• **Task to complete**
Locate each line of the material that contains "styles", then return it.

## Start

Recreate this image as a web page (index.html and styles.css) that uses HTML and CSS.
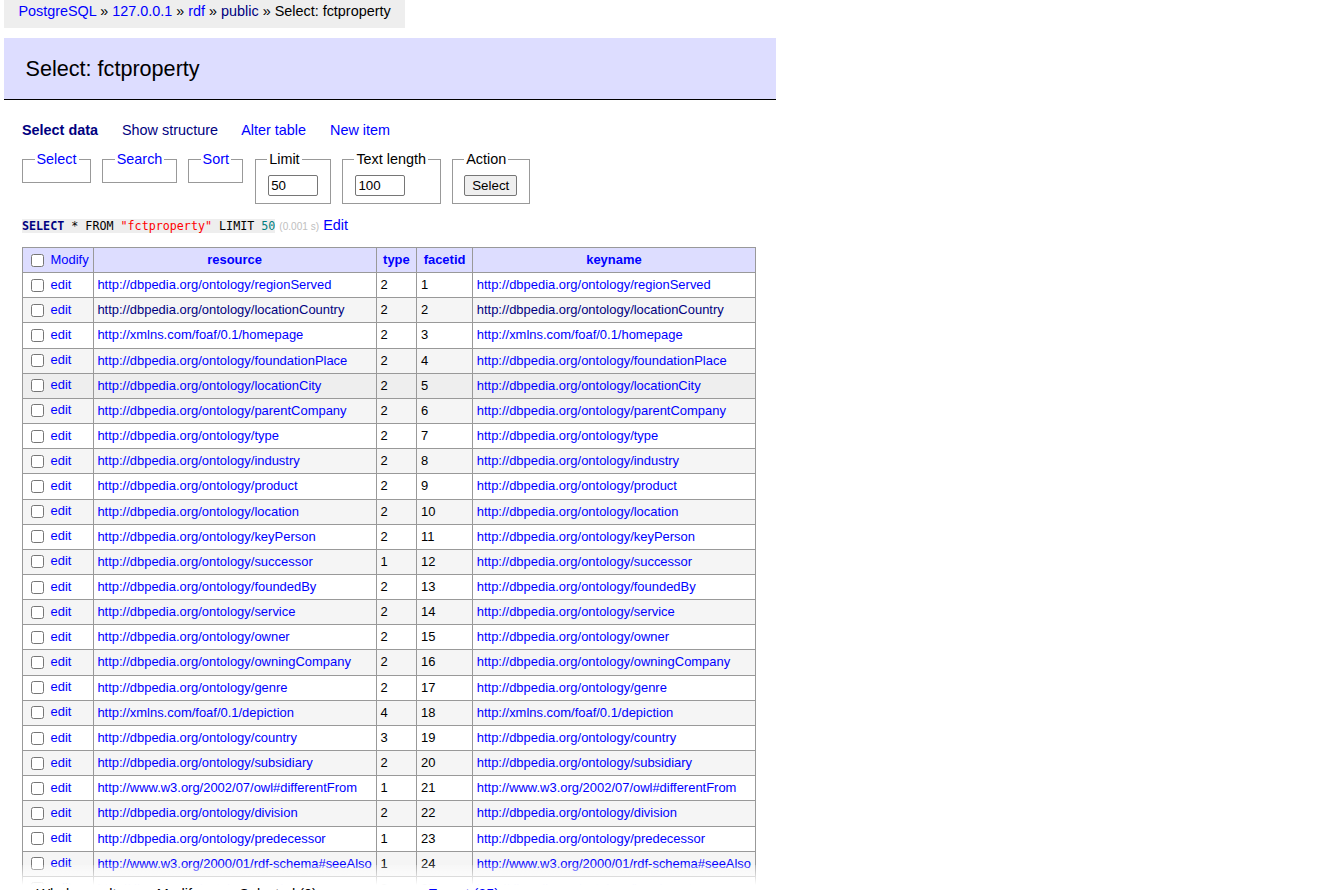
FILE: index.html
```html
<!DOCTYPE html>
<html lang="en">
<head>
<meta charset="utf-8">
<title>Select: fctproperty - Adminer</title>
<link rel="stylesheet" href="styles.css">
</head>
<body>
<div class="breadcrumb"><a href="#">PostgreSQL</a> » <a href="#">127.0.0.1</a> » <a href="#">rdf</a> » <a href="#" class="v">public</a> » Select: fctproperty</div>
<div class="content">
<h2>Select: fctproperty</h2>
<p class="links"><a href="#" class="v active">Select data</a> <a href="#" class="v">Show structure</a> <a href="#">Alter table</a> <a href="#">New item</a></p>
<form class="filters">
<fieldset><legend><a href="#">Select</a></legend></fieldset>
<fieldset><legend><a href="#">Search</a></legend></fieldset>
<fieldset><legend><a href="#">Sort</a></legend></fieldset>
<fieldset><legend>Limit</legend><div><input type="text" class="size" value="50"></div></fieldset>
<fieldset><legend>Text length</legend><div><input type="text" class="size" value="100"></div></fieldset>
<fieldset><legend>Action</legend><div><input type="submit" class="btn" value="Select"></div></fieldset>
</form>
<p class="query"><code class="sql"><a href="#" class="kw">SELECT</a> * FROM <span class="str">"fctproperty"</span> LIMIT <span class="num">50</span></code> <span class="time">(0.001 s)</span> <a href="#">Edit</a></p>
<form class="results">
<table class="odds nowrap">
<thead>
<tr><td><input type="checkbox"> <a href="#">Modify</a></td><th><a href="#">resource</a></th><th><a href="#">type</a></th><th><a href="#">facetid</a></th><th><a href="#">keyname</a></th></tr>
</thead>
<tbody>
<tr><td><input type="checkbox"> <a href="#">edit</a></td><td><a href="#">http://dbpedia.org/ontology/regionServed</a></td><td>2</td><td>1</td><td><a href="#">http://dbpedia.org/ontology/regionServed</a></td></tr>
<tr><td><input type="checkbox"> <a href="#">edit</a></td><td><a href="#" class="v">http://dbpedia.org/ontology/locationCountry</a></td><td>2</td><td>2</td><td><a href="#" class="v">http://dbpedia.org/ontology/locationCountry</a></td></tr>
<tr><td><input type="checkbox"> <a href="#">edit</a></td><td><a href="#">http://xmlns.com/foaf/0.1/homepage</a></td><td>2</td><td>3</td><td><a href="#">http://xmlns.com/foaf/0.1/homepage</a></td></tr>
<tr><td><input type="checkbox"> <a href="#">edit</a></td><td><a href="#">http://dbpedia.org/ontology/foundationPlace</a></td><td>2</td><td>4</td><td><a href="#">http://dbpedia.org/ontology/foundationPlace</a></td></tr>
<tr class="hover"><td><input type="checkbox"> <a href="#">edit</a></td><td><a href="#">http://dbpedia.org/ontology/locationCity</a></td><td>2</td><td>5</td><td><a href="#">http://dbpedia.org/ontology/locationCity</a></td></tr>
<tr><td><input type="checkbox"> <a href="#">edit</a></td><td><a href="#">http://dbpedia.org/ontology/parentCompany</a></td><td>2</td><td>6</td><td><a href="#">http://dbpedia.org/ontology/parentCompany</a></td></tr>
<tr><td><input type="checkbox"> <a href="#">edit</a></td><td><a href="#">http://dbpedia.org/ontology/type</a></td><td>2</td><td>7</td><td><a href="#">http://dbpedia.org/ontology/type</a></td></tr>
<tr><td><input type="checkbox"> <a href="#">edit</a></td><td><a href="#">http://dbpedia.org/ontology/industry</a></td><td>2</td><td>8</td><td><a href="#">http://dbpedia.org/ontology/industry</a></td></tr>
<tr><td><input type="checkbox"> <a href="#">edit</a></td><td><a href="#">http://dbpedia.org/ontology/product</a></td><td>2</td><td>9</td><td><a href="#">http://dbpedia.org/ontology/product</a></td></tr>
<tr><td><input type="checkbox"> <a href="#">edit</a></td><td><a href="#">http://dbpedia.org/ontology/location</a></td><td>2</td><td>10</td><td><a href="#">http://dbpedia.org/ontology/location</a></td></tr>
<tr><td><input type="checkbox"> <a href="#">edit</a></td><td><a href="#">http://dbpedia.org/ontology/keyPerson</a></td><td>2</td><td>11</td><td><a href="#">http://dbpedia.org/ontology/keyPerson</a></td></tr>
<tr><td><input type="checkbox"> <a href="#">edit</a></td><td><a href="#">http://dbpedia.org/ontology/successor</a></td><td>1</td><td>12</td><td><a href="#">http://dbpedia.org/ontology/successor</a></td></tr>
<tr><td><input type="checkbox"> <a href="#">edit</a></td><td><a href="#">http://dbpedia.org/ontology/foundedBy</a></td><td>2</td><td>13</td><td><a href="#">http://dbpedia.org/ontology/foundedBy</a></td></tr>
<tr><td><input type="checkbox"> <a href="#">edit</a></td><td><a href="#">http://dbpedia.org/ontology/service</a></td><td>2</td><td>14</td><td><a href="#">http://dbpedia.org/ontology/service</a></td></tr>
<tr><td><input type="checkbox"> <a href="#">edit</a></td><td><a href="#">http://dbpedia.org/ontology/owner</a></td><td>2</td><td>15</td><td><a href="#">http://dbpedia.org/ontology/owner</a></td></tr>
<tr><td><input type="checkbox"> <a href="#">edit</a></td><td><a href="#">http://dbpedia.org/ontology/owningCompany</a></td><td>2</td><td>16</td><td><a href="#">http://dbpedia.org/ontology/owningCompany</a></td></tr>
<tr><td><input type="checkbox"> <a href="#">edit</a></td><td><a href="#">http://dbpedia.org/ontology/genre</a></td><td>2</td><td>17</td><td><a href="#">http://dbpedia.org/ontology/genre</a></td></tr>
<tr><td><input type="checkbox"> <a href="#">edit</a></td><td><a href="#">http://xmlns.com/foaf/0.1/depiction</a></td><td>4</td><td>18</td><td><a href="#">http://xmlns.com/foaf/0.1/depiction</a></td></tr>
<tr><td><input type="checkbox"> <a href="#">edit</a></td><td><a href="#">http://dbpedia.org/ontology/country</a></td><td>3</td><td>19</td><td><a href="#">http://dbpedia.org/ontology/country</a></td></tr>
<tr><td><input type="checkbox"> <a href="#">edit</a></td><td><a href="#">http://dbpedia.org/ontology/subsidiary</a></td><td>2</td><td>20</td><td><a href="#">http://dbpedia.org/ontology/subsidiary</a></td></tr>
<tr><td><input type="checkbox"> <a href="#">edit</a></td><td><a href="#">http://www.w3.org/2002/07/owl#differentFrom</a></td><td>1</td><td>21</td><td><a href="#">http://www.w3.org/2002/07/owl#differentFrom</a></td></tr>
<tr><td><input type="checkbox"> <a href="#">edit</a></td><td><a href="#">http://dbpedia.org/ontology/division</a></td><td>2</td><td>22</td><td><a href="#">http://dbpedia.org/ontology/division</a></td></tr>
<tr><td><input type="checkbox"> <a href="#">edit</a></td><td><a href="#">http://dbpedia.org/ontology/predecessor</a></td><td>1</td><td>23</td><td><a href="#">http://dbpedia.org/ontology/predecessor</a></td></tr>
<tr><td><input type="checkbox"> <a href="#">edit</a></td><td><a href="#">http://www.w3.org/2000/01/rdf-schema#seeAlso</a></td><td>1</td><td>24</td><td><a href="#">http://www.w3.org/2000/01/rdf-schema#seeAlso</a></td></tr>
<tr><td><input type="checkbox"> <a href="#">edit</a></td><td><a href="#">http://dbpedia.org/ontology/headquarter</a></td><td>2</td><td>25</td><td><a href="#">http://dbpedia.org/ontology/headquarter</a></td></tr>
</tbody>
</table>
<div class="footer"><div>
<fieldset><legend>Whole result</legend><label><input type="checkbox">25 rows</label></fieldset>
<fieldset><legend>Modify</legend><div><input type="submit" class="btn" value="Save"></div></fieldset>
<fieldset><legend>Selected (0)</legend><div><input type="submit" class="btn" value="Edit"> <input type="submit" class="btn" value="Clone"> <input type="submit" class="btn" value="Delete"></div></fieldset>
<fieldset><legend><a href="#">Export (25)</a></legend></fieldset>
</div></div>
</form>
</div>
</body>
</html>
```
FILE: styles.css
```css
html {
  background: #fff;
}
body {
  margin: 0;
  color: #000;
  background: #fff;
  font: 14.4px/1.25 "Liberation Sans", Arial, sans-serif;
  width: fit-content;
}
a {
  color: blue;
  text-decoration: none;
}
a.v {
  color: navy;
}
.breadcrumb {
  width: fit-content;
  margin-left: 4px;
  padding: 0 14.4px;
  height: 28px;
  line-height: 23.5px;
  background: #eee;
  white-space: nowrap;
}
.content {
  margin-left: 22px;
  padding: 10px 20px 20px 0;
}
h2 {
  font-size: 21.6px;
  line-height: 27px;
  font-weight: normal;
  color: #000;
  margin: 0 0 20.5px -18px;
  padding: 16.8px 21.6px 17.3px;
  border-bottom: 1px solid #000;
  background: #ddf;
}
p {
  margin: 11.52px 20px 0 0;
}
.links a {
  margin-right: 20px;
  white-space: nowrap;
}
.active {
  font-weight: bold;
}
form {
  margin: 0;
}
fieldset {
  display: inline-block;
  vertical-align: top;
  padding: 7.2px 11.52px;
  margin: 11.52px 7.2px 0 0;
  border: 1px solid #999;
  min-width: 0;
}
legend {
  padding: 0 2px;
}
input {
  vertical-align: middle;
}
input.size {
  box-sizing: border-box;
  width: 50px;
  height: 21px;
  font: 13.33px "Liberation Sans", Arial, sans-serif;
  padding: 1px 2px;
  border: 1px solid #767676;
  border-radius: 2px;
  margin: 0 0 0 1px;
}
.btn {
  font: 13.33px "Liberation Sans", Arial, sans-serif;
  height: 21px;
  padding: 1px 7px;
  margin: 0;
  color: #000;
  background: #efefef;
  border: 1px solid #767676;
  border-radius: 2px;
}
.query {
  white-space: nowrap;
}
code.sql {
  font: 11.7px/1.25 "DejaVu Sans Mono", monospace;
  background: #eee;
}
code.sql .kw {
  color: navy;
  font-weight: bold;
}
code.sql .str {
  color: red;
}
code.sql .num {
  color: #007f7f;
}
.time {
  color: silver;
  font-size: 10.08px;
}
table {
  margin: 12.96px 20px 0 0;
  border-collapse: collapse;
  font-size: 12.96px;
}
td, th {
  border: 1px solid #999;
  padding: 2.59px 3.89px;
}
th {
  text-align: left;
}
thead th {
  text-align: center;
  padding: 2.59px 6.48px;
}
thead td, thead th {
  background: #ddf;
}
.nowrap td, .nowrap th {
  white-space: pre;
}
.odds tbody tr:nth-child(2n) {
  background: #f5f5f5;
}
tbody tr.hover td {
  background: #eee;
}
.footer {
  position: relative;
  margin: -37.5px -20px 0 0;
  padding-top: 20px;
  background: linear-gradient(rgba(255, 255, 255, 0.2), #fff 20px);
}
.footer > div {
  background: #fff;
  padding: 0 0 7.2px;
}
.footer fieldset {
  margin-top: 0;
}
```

## End

• **Response to the exercise**
Recreate this image as a web page (index.html and styles.css) that uses HTML and CSS.
<link rel="stylesheet" href="styles.css">
FILE: styles.css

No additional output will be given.